Goldstein has done an exceptional job of demonstrating how non-linear systems theory approaches can be applied to organizational change. He has assembled an impressive collection of ideas although they do not yet seem to constitute a model, yet he uses the term regularly. The Unshackled Organization is filled with helpful and appropriate examples for change agents who would like to try these ideas. Goldstein offers a number of techniques for fostering FFE conditions and self-organization. He also does a nice job of presenting these concepts, which may be counterintuitive for audiences steeped in the traditional model. He provides helpful tables about properties of nonlinearity, characteristics of self-organization, nonlinear self-fulfilling prophecies, methods to generate FFE conditions and self-organization, and several others. The Unshackled Organization is a "must read" for every practitioner of organizational change, and anyone who is interested in how the new sciences of complexity and chaos theory are being applied to organizations.
Eric B. Dent
George Washington University
Washington, DC, USA
References
Aldag, Ramon J. and Stearns, Timothy M. (1991). Management (2nd Ed.). Cincinnati: South-Western Publishing Co.

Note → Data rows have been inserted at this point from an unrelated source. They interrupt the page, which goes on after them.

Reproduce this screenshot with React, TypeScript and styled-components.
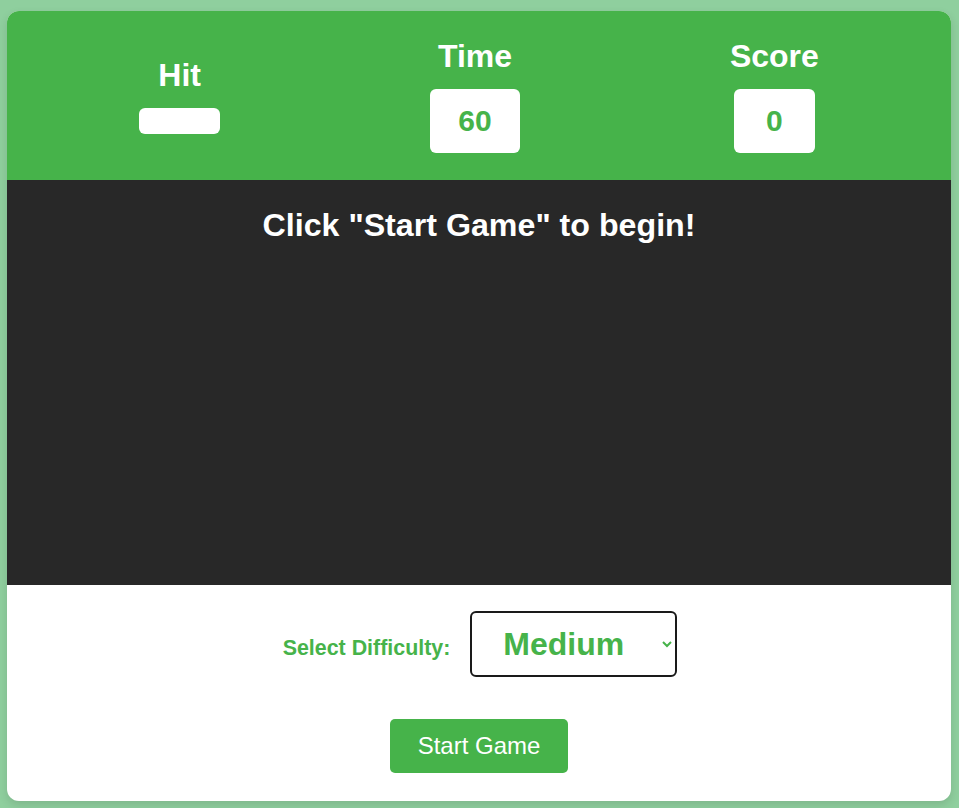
import React from "react";
import styled, { createGlobalStyle } from "styled-components";

const GREEN = "#46b34a";

const GlobalStyle = createGlobalStyle`
  html, body {
    margin: 0;
    padding: 0;
    background: #8fcf9e;
    font-family: "Liberation Sans", Arial, sans-serif;
  }
  body {
    padding: 11px 8px 7px 7px;
  }
`;

const Card = styled.div`
  width: 944px;
  background: #ffffff;
  border-radius: 12px;
  overflow: hidden;
  box-shadow: 0 4px 10px rgba(0, 0, 0, 0.12);
`;

const Header = styled.div`
  display: flex;
  justify-content: space-around;
  align-items: center;
  background: ${GREEN};
  padding: 27px 27px 27px 27px;
`;

const Stat = styled.div`
  display: flex;
  flex-direction: column;
  align-items: center;
`;

const StatLabel = styled.h2`
  margin: 0 0 14px;
  font-size: 32px;
  font-weight: bold;
  color: #ffffff;
`;

const StatValue = styled.div`
  box-sizing: border-box;
  min-width: 81px;
  padding: 13px 28px;
  background: #ffffff;
  border-radius: 6px;
  color: ${GREEN};
  font-size: 30px;
  font-weight: bold;
  line-height: 38px;
  text-align: center;
`;

const GameArea = styled.div`
  height: 405px;
  box-sizing: border-box;
  padding-top: 27px;
  background: #282828;
`;

const Message = styled.h2`
  margin: 0;
  font-size: 32.2px;
  font-weight: bold;
  color: #ffffff;
  text-align: center;
`;

const Controls = styled.div`
  display: flex;
  flex-direction: column;
  align-items: center;
  gap: 42px;
  padding: 26px 0 28px;
`;

const DifficultyRow = styled.div`
  display: flex;
  align-items: baseline;
  gap: 20px;
  margin-left: 2px;
`;

const DifficultyLabel = styled.label`
  font-size: 21.4px;
  font-weight: bold;
  color: ${GREEN};
`;

const DifficultySelect = styled.select`
  box-sizing: border-box;
  width: 207px;
  height: 66px;
  padding: 0 4px 0 27px;
  border: 2px solid #1a1a1a;
  border-radius: 6px;
  background: #ffffff;
  color: ${GREEN};
  font-family: "Liberation Sans", Arial, sans-serif;
  font-size: 32px;
  font-weight: bold;
`;

const StartButton = styled.button`
  padding: 13px 28px;
  border: none;
  border-radius: 5px;
  background: ${GREEN};
  color: #ffffff;
  font-family: "Liberation Sans", Arial, sans-serif;
  font-size: 24px;
  line-height: 28px;
  cursor: pointer;
`;

export default function App() {
  return (
    <>
      <GlobalStyle />
      <Card>
        <Header>
          <Stat>
            <StatLabel>Hit</StatLabel>
            <StatValue></StatValue>
          </Stat>
          <Stat>
            <StatLabel>Time</StatLabel>
            <StatValue>60</StatValue>
          </Stat>
          <Stat>
            <StatLabel>Score</StatLabel>
            <StatValue>0</StatValue>
          </Stat>
        </Header>
        <GameArea>
          <Message>Click "Start Game" to begin!</Message>
        </GameArea>
        <Controls>
          <DifficultyRow>
            <DifficultyLabel htmlFor="difficulty">Select Difficulty:</DifficultyLabel>
            <DifficultySelect id="difficulty" defaultValue="medium">
              <option value="easy">Easy</option>
              <option value="medium">Medium</option>
              <option value="hard">Hard</option>
            </DifficultySelect>
          </DifficultyRow>
          <StartButton>Start Game</StartButton>
        </Controls>
      </Card>
    </>
  );
}
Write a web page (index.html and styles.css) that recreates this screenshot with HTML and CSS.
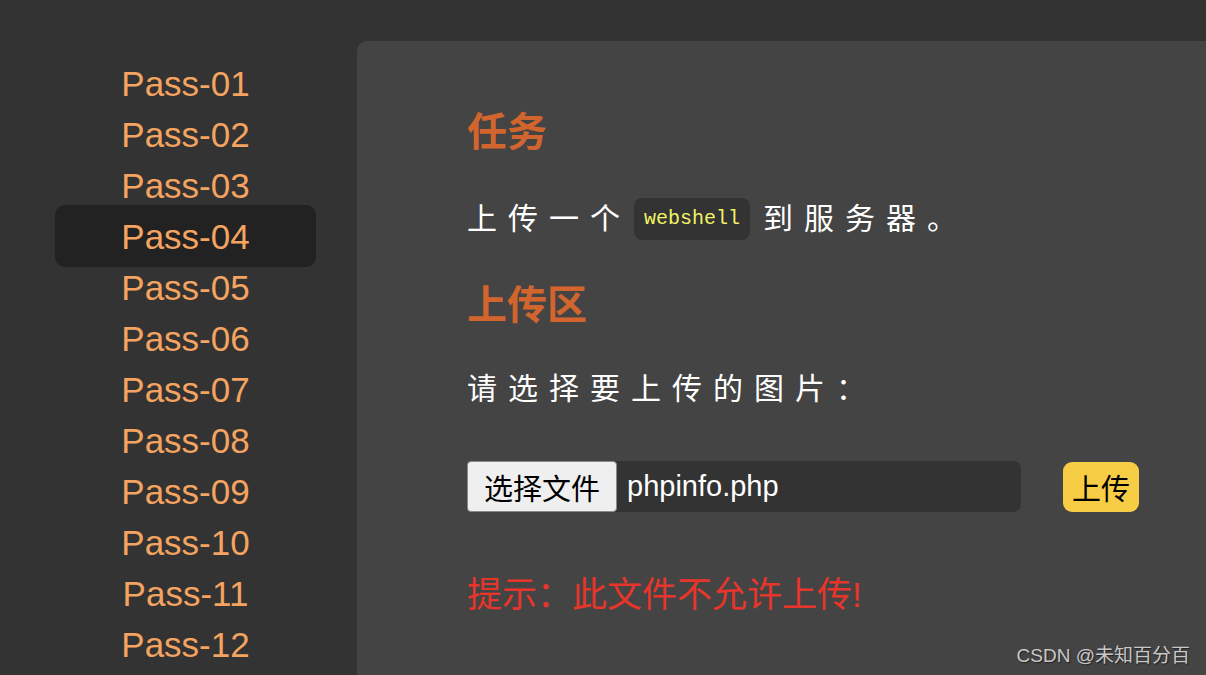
FILE: index.html
```html
<!DOCTYPE html>
<html lang="zh">
<head>
<meta charset="utf-8">
<title>Upload Labs</title>
<link rel="stylesheet" href="styles.css">
</head>
<body>
<div class="page">
  <nav class="sidebar">
    <ul class="menu">
      <li class="item">Pass-01</li>
      <li class="item">Pass-02</li>
      <li class="item">Pass-03</li>
      <li class="item active">Pass-04</li>
      <li class="item">Pass-05</li>
      <li class="item">Pass-06</li>
      <li class="item">Pass-07</li>
      <li class="item">Pass-08</li>
      <li class="item">Pass-09</li>
      <li class="item">Pass-10</li>
      <li class="item">Pass-11</li>
      <li class="item">Pass-12</li>
    </ul>
  </nav>
  <main class="main">
    <h2 class="title title-task">任务</h2>
    <p class="text text-task">上传一个<code class="code">webshell</code>到服务器。</p>
    <h2 class="title title-upload">上传区</h2>
    <p class="text text-choose">请选择要上传的图片：</p>
    <div class="file-row">
      <div class="file-input">
        <span class="file-btn">选择文件</span>
        <span class="file-name">phpinfo.php</span>
      </div>
      <span class="upload-btn">上传</span>
    </div>
    <p class="hint">提示：此文件不允许上传!</p>
  </main>
</div>
<div class="watermark">CSDN @未知百分百</div>
</body>
</html>
```
FILE: styles.css
```css
html, body {
  margin: 0;
  padding: 0;
}
body {
  width: 1206px;
  height: 675px;
  overflow: hidden;
  background: #333333;
  font-family: "Liberation Sans", "Noto Sans CJK SC", sans-serif;
  position: relative;
}
.page {
  display: flex;
  height: 675px;
}
.sidebar {
  width: 357px;
  flex: none;
  box-sizing: border-box;
  padding: 58px 0 0 55px;
}
.menu {
  list-style: none;
  margin: 0;
  padding: 0;
  width: 261px;
}
.item {
  height: 51px;
  line-height: 51px;
  text-align: center;
  font-size: 35px;
  color: #f4a460;
}
.item.active {
  background: #222222;
  border-radius: 10px;
  margin: -6px 0 -5px;
  padding: 6px 0 5px;
}
.main {
  flex: 1;
  margin-top: 41px;
  background: #444444;
  border-top-left-radius: 10px;
  padding: 66px 0 0 110px;
}
.title {
  margin: 0;
  font-size: 40px;
  line-height: 50px;
  font-weight: bold;
  color: #d2652d;
}
.title-upload {
  margin-top: 40px;
}
.text {
  margin: 0;
  font-size: 30px;
  line-height: 42px;
  color: #ffffff;
  letter-spacing: 11px;
}
.text-task {
  margin-top: 41px;
}
.text-choose {
  margin-top: 38px;
}
.code {
  display: inline-block;
  vertical-align: top;
  height: 42px;
  line-height: 42px;
  padding: 0 10px;
  margin-right: 13px;
  margin-left: 3px;
  background: #333333;
  border-radius: 8px;
  font-family: "Liberation Mono", monospace;
  font-size: 20px;
  font-weight: normal;
  letter-spacing: 0;
  color: #f2f266;
}
.file-row {
  margin-top: 51px;
  display: flex;
  align-items: center;
  gap: 42px;
}
.file-input {
  width: 554px;
  height: 51px;
  background: #333333;
  border-radius: 8px;
  display: flex;
  align-items: center;
}
.file-btn {
  box-sizing: border-box;
  width: 150px;
  height: 51px;
  display: flex;
  align-items: center;
  justify-content: center;
  background: #efefef;
  border: 1px solid #8a8a8a;
  border-radius: 4px;
  color: #000000;
  font-size: 29px;
}
.file-name {
  margin-left: 10px;
  color: #ffffff;
  font-size: 29px;
}
.upload-btn {
  width: 76px;
  height: 50px;
  display: flex;
  align-items: center;
  justify-content: center;
  background: #f8cd46;
  border-radius: 9px;
  color: #000000;
  font-size: 29px;
}
.hint {
  margin: 62px 0 0;
  font-size: 35px;
  line-height: 42px;
  color: #e8352b;
}
.watermark {
  position: absolute;
  right: 16px;
  bottom: 8px;
  font-size: 19px;
  color: #c8c8c8;
  text-shadow: 1px 1px 1px #222222;
}
```
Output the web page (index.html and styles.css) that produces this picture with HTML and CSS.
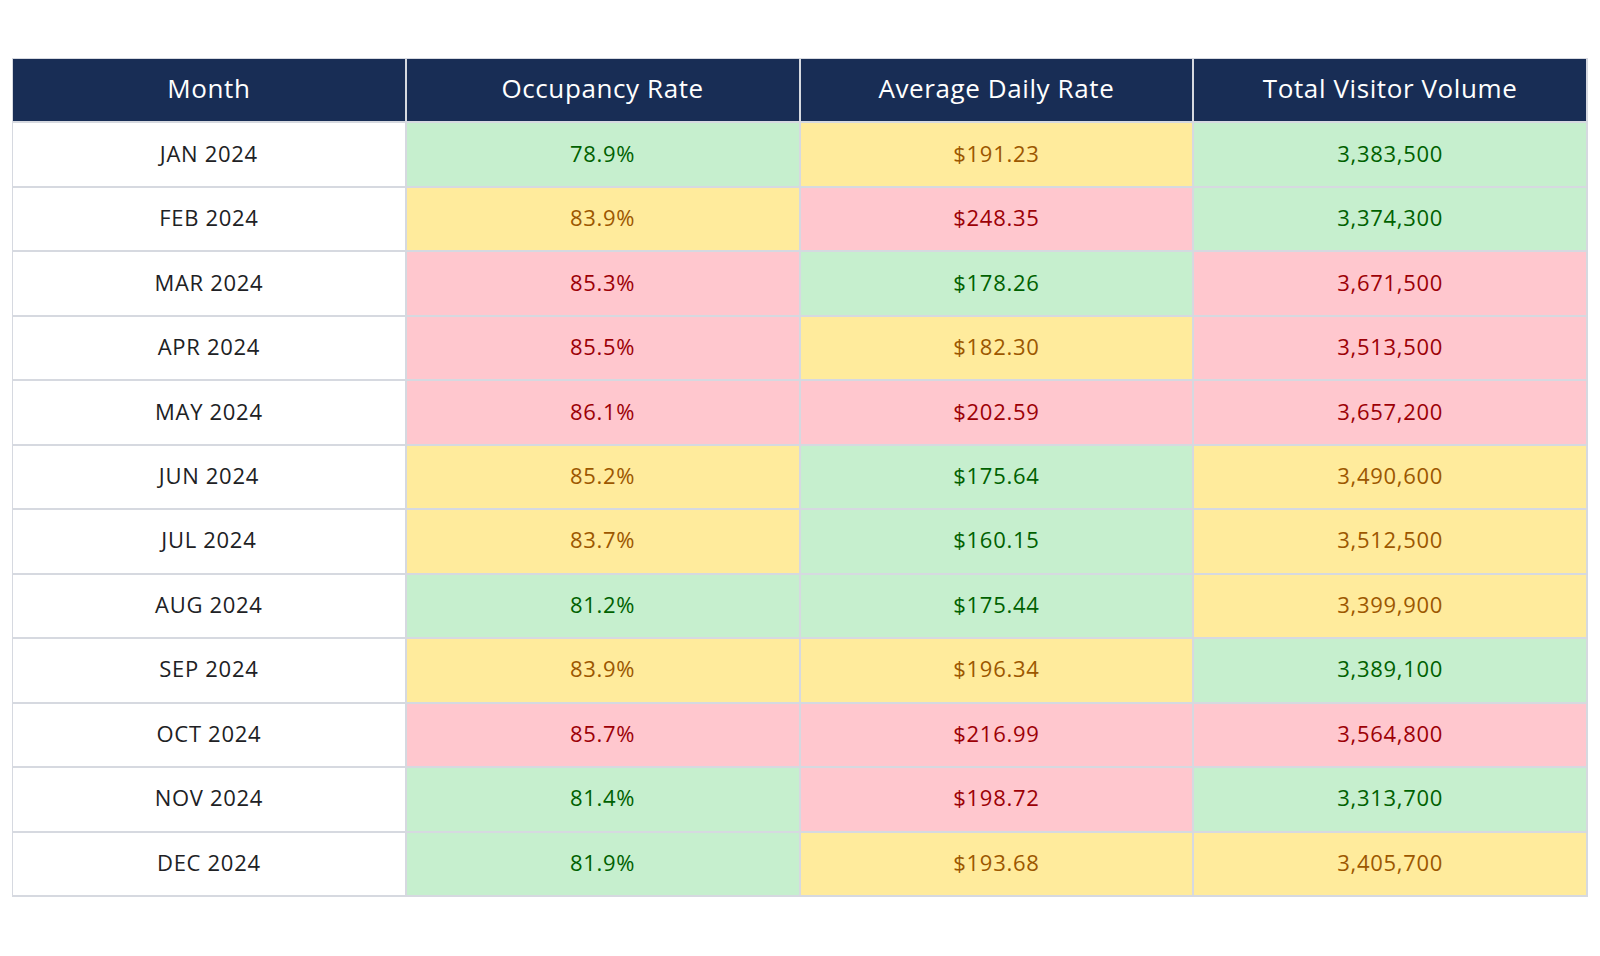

Bridges, William. (1988). Surviving corporate transition. New York: Doubleday.
Coch, Lester and French, Jr., John R. P. "Overcoming resistance to change." Human relations. 1:4 (1948), pp. 512-532.
Griffin, Ricky W. (1993). Management (4th Ed.). Boston: Houghton Mifflin Co.
Kreitner, Robert (1992). Management (5th Ed.). Boston: Houghton Mifflin Co.
Senge, Peter M. (1990). The fifth discipline: The art and practice of the learning organization. New York: Doubleday.
Vaill, Peter B. (1991). Managing as a performing art: New ideas for a world of chaotic change. San Francisco: Jossey-Bass.